FIG. 8 illustrates a sulfur balance for a tangentially-fired boiler fired
on 89% coal and 11% natural gas.
FIG. 9a illsutrates a side plan view of a wall-fired boiler configured
according to the present invention.
FIG. 9b illustrates a top plan view of the boiler of FIG. 9a taken across
section 9b-9b.
DETAILED DESCRIPTION OF THE INVENTION
A. Generally
A process for reducing gaseous sulfur dioxide in the combustion of
pulverized coal is presented. Natural gas is injected substantially in
parallel with the coal and combustion air stream into an upper region of
the coal combustion zone, thereby increasing the temperature of the upper
region. The temperature increase promotes increased conversion of sulfur
dioxide to sulfur trioxide. Since sulfur trioxide is more reactive with
the particulate matter which is produced by coal combustion than sulfur
dioxide, the amount of sulfur in the particulate matter is increased, and
the amount of gaseous sulfur dioxide is reduced. Since sulfur increases
the conductivity of the particulate matter, the ability to electrically
precipitate the particulate matter is enhanced, resulting in increased
particulate removal from the exhaust plume.
Referring now to FIG. 1, a simplified block diagram of a typical combustion
unit 10 for burning sulfur-bearing pulverized coal depicts a main
combustion chamber 12 comprised of a plurality of burner levels 14A, 14B,
14C, and 14D. The combustion chamber 12 is pre-warmed by firing a natural
gas flame through warm-up gun 15. The combustion chamber 12 is fired on
pulverized coal by injecting the coal and combustion air into the
combustion chamber 12 at burners 16A, 16B, 16C, and 16D. Alternatively,
the combustion chamber could be operated with other fuels, such as natural
gas or oil, by firing the fuel through burners 30A, 30B, and 30C. The
burners 30C, 30B and 30A are located below the burners 16D, 16C and 16B,
respectively. All of the burners 30C, 30B and 30A are located below burner
16D. It should be recognized that the figure is illustrative only, and a
typical configuration includes burner arrays on more than one wall, for
example, a tangentially-fired boiler has burner arrays located in each of
four corners and a wall-fired boiler in one of the possible configurations
has burner arrays located on opposing walls
It should also be recognized that the burners are completely conventional
in design, that is, the burners mix fuel with excess air in order to
achieve complete combustion of the fuel.
The initial combustion of coal is started by natural gas flames provided
through ignitors 18A, 18B, 18C, and 18D. In a typical boiler, ignitors
18A, 18B, 18C, and 18D are located on the wall adjacent to burners 16A,
16B, 16C, 16D and 30A, 30B, 30C. A coal flame is thus developed in the
entire combustion chamber 12, and is generally referred to as the
combustion zone 45.
Referring now to FIG. 2a, the combustion of sulfur-bearing pulverized coal
yields four sulfur-containing compounds: gaseous SO.sub.2 (sulfur dioxide)
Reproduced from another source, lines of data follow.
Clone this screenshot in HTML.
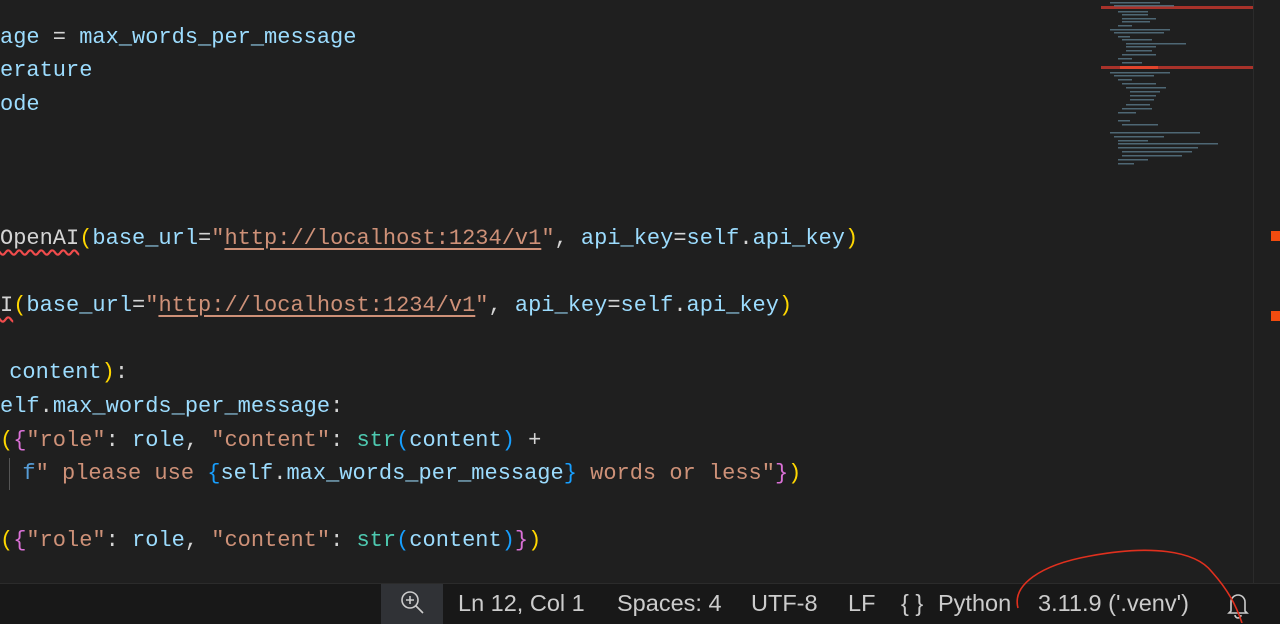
<!DOCTYPE html>
<html><head><meta charset="utf-8"><style>
body{margin:0;width:1280px;height:623px;background:#1f1f1f;overflow:hidden;position:relative;font-family:"Liberation Mono",monospace}
.l{position:absolute;left:0;font-size:22px;white-space:pre;color:#d4d4d4;line-height:30px;height:30px}
.v{color:#9cdcfe}.s{color:#ce9178}.y{color:#ffd700}.p{color:#da70d6}.b{color:#179fff}.t{color:#4ec9b0}.k{color:#569cd6}
.u{text-decoration:underline;text-decoration-color:#ce9178;text-underline-offset:4px}
.sq{text-decoration:underline wavy #f14c4c;text-underline-offset:5px}
#sb{position:absolute;left:0;top:583px;width:1280px;height:40px;background:#181818;border-top:1px solid #2b2b2b;font-family:"Liberation Sans",sans-serif;font-size:23.5px;color:#cccccc}
#sb span{position:absolute;top:6px;white-space:nowrap}
</style></head><body>
<div class="l" style="top:23px"><span class="v">age</span> = <span class="v">max_words_per_message</span></div>
<div class="l" style="top:56px"><span class="v">erature</span></div>
<div class="l" style="top:90px"><span class="v">ode</span></div>
<div class="l" style="top:224px"><span class="sq">OpenAI</span><span class="y">(</span><span class="v">base_url</span>=<span class="s">"<span class="u">http://localhost:1234/v1</span>"</span>, <span class="v">api_key</span>=<span class="v">self</span>.<span class="v">api_key</span><span class="y">)</span></div>
<div class="l" style="top:291px"><span class="sq">I</span><span class="y">(</span><span class="v">base_url</span>=<span class="s">"<span class="u">http://localhost:1234/v1</span>"</span>, <span class="v">api_key</span>=<span class="v">self</span>.<span class="v">api_key</span><span class="y">)</span></div>
<div class="l" style="top:358px;left:-4px"> <span class="v">content</span><span class="y">)</span>:</div>
<div class="l" style="top:392px"><span class="v">elf</span>.<span class="v">max_words_per_message</span>:</div>
<div class="l" style="top:426px"><span class="y">(</span><span class="p">{</span><span class="s">"role"</span>: <span class="v">role</span>, <span class="s">"content"</span>: <span class="t">str</span><span class="b">(</span><span class="v">content</span><span class="b">)</span> +</div>
<div style="position:absolute;left:9px;top:458px;width:1px;height:32px;background:#555"></div>
<div class="l" style="top:459px;left:-4px">  <span class="k">f</span><span class="s">" please use </span><span class="b">{</span><span class="v">self</span>.<span class="v">max_words_per_message</span><span class="b">}</span><span class="s"> words or less"</span><span class="p">}</span><span class="y">)</span></div>
<div class="l" style="top:526px"><span class="y">(</span><span class="p">{</span><span class="s">"role"</span>: <span class="v">role</span>, <span class="s">"content"</span>: <span class="t">str</span><span class="b">(</span><span class="v">content</span><span class="b">)</span><span class="p">}</span><span class="y">)</span></div>

<svg style="position:absolute;left:1100px;top:0" width="180" height="583">
<rect x="1" y="6" width="153" height="3" fill="#a8322a"/>
<rect x="1" y="66" width="153" height="3" fill="#a8322a"/>
<rect x="20" y="66" width="38" height="3" fill="#e0442c"/>
<g fill="#5a7a8a" opacity="0.8">
<rect x="10" y="2" width="50" height="1.5"/><rect x="14" y="5" width="60" height="1.5"/><rect x="18" y="11" width="30" height="1.5"/><rect x="22" y="14" width="26" height="1.5"/><rect x="22" y="18" width="34" height="1.5"/><rect x="22" y="21" width="28" height="1.5"/><rect x="18" y="25" width="14" height="1.5"/>
<rect x="10" y="29" width="60" height="1.5"/><rect x="14" y="32" width="50" height="1.5"/><rect x="18" y="36" width="12" height="1.5"/><rect x="22" y="39" width="30" height="1.5"/><rect x="26" y="43" width="60" height="1.5"/><rect x="26" y="46" width="30" height="1.5"/><rect x="26" y="50" width="26" height="1.5"/><rect x="22" y="54" width="34" height="1.5"/><rect x="18" y="58" width="14" height="1.5"/><rect x="22" y="62" width="20" height="1.5"/>
<rect x="10" y="72" width="60" height="1.5"/><rect x="14" y="75" width="40" height="1.5"/><rect x="18" y="79" width="14" height="1.5"/><rect x="22" y="83" width="34" height="1.5"/><rect x="26" y="87" width="40" height="1.5"/><rect x="30" y="91" width="30" height="1.5"/><rect x="30" y="95" width="26" height="1.5"/><rect x="30" y="99" width="24" height="1.5"/><rect x="26" y="104" width="24" height="1.5"/><rect x="22" y="108" width="30" height="1.5"/><rect x="18" y="112" width="18" height="1.5"/><rect x="18" y="120" width="12" height="1.5"/><rect x="22" y="124" width="36" height="1.5"/>
<rect x="10" y="132" width="90" height="1.5"/><rect x="14" y="136" width="50" height="1.5"/><rect x="18" y="140" width="30" height="1.5"/><rect x="18" y="143" width="100" height="1.5"/><rect x="18" y="147" width="80" height="1.5"/><rect x="22" y="151" width="70" height="1.5"/><rect x="22" y="155" width="60" height="1.5"/><rect x="18" y="159" width="30" height="1.5"/><rect x="18" y="163" width="16" height="1.5"/>
</g>
<rect x="153" y="0" width="1" height="583" fill="#2b2b2b"/>
<rect x="171" y="231" width="9" height="10" fill="#f24c0f"/>
<rect x="171" y="311" width="9" height="10" fill="#f24c0f"/>
</svg>

<div id="sb">
<div style="position:absolute;left:381px;top:0;width:62px;height:40px;background:#303236"></div>
<svg style="position:absolute;left:399px;top:5px" width="28" height="28" viewBox="0 0 28 28" fill="none" stroke="#cccccc" stroke-width="1.6"><circle cx="11" cy="11" r="8"/><path d="M11 7v8M7 11h8M17 17l7 7"/></svg>
<span style="left:458px">Ln 12, Col 1</span>
<span style="left:617px">Spaces: 4</span>
<span style="left:751px">UTF-8</span>
<span style="left:848px">LF</span>
<span style="left:901px">{ }</span>
<span style="left:938px">Python</span>
<span style="left:1038px">3.11.9 ('.venv')</span>
<svg style="position:absolute;left:1226px;top:6px" width="24" height="30" viewBox="0 0 24 30" fill="none" stroke="#cccccc" stroke-width="1.6"><path d="M5 21V12a7 7 0 0 1 14 0v9l2 2H3z M9 25a3 3 0 0 0 6 0"/></svg>
</div>
<svg style="position:absolute;left:0;top:0" width="1280" height="623" fill="none"><path d="M1018 608 C1012 585 1040 565 1090 556 C1150 545 1195 550 1212 572 C1228 590 1236 605 1242 623" stroke="#e0301e" stroke-width="1.6"/></svg>
</body></html>
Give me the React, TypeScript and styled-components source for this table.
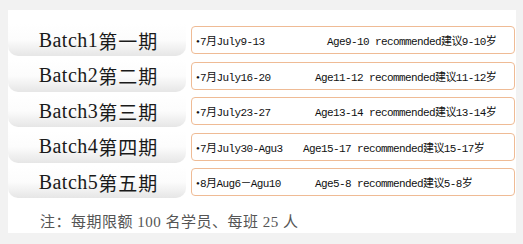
import React from 'react';
import styled, { createGlobalStyle } from 'styled-components';

interface batchI {
  latin: string
  han: string
  date: string
  age: string
  ageAt: number
}

const batches: batchI[] = [
  { latin: 'Batch1', han: '第一期', date: '7月July9-13', age: 'Age9-10 recommended建议9-10岁', ageAt: 131 },
  { latin: 'Batch2', han: '第二期', date: '7月July16-20', age: 'Age11-12 recommended建议11-12岁', ageAt: 119 },
  { latin: 'Batch3', han: '第三期', date: '7月July23-27', age: 'Age13-14 recommended建议13-14岁', ageAt: 119 },
  { latin: 'Batch4', han: '第四期', date: '7月July30-Agu3', age: 'Age15-17 recommended建议15-17岁', ageAt: 107 },
  { latin: 'Batch5', han: '第五期', date: '8月Aug6－Agu10', age: 'Age5-8 recommended建议5-8岁', ageAt: 119 },
]

const App = () => {
  return (
    <>
      <GlobalStyle />
      <Panel>
        <BatchList>
          {batches.map(b => (
            <BatchRow key={b.latin}>
              <BatchLabel>
                <LabelLatin>{b.latin}</LabelLatin>
                <LabelHan>{b.han}</LabelHan>
              </BatchLabel>
              <InfoBox>
                <DateCell $width={b.ageAt}>
                  <Bullet>•</Bullet>
                  {b.date}
                </DateCell>
                <AgeCell>{b.age}</AgeCell>
              </InfoBox>
            </BatchRow>
          ))}
        </BatchList>
        <Note>注：每期限额 100 名学员、每班 25 人</Note>
      </Panel>
    </>
  );
};

export default App;

const GlobalStyle = createGlobalStyle`
  html, body {
    margin: 0;
    padding: 0;
    background-color: #f2f2f2;
  }
`

const Panel = styled.div`
  width: 508px;
  height: 223px;
  margin: 10px 0 0 8px;
  padding-top: 14px;
  box-sizing: border-box;
  background-color: #ffffff;
  display: flex;
  flex-direction: column;
`

const BatchList = styled.div`
  display: flex;
  flex-direction: column;
  gap: 3.5px;
`

const BatchRow = styled.div`
  display: flex;
  align-items: flex-start;
  height: 32px;
`

const BatchLabel = styled.div`
  width: 178px;
  height: 32px;
  display: flex;
  justify-content: center;
  align-items: center;
  padding-left: 3px;
  box-sizing: border-box;
  border-radius: 0 0 10px 10px;
  background: linear-gradient(to bottom, #ffffff 0%, #fcfcfc 50%, #e6e6e6 100%);
  color: #1a1a1a;
`

const LabelLatin = styled.span`
  font-family: "Liberation Serif", serif;
  font-size: 20px;
  letter-spacing: 0.5px;
`

const LabelHan = styled.span`
  font-family: "Noto Sans CJK SC", sans-serif;
  font-size: 19px;
  letter-spacing: 1px;
`

const InfoBox = styled.div`
  width: 324px;
  height: 28px;
  margin: 2px 0 0 5px;
  box-sizing: border-box;
  border: 1px solid #efbb95;
  border-radius: 4px;
  background-color: #ffffff;
  display: flex;
  align-items: center;
  padding-left: 4px;
  font-family: "Liberation Mono", "Noto Sans CJK SC", monospace;
  font-size: 11px;
  letter-spacing: -0.6px;
  color: #111111;
  white-space: nowrap;
`

const DateCell = styled.span<{ $width: number }>`
  width: ${p => p.$width}px;
  flex-shrink: 0;
`

const Bullet = styled.span`
  display: inline-block;
  width: 4px;
  font-family: "Liberation Serif", serif;
`

const AgeCell = styled.span``

const Note = styled.div`
  margin: 12px 0 0 32px;
  font-family: "Liberation Serif", "Noto Sans CJK SC", serif;
  font-size: 15px;
  color: #555555;
  letter-spacing: 0.5px;
`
and SO.sub.3 (sulfur trioxide), fly ash particulates, and bottom ash
particulates. Most of the sulfur in the coal oxidizes to form gaseous
SO.sub.2 in the exhaust stream. A small amount of the already-formed
SO.sub.2, oxidizes to form SO.sub.3. The SO.sub.3 has a higher affinity
for the remaining mineral particulate matter (e.g., calcium, magnesium,
alumina) resulting from combustion and thus readily forms sulfates which
make up in part the fly ash and bottom ash. The bottom ash simply falls to
the bottom of the combustion chamber 12, as indicated by arrow 11, where
it may be collected and safely disposed of. The fly ash and gaseous sulfur
compounds, however, rise into the exhaust duct 20 of the combustion unit
10, as indicated by arrow 13.
Referring back to FIG. 1, the fly ash and gaseous sulfur compounds are then
processed through an electrostatic precipitator 22, where additional
particulate matter is removed, as indicated by arrow 23, prior to venting
the exhaust into the atmosphere, as indicated by arrow 25. The
effectiveness of the electrostatic precipitator 22 increases as the
conductivity of the exhaust stream increases. Where the conductivity of
the exhaust stream is low (resistivity high), then the Corona Effect is
observed and less precipitation occurs. See FIG. 2b.
According to the present invention, a second fuel, preferably natural gas,
is injected into the upper region of the combustion zone 45 through either
burner 30B or 30C. This second fuel must have a higher heating value than
coal and negligible sulfur content to optimize the process. It is
preferable that the injected fuel intimately mix with the coal flame,
thereby causing no change in appearance of the combustion zone 45 relative
to that for operation on 100% coal in terms of size and shape, which
optimizes the effectiveness of the present invention. This is accomplished
by firing the second fuel into the combustion zone 45 in substantially the
same direction as the coal/air stream. The higher heating value of the
second fuel causes this fuel to be consumed in a short residence time.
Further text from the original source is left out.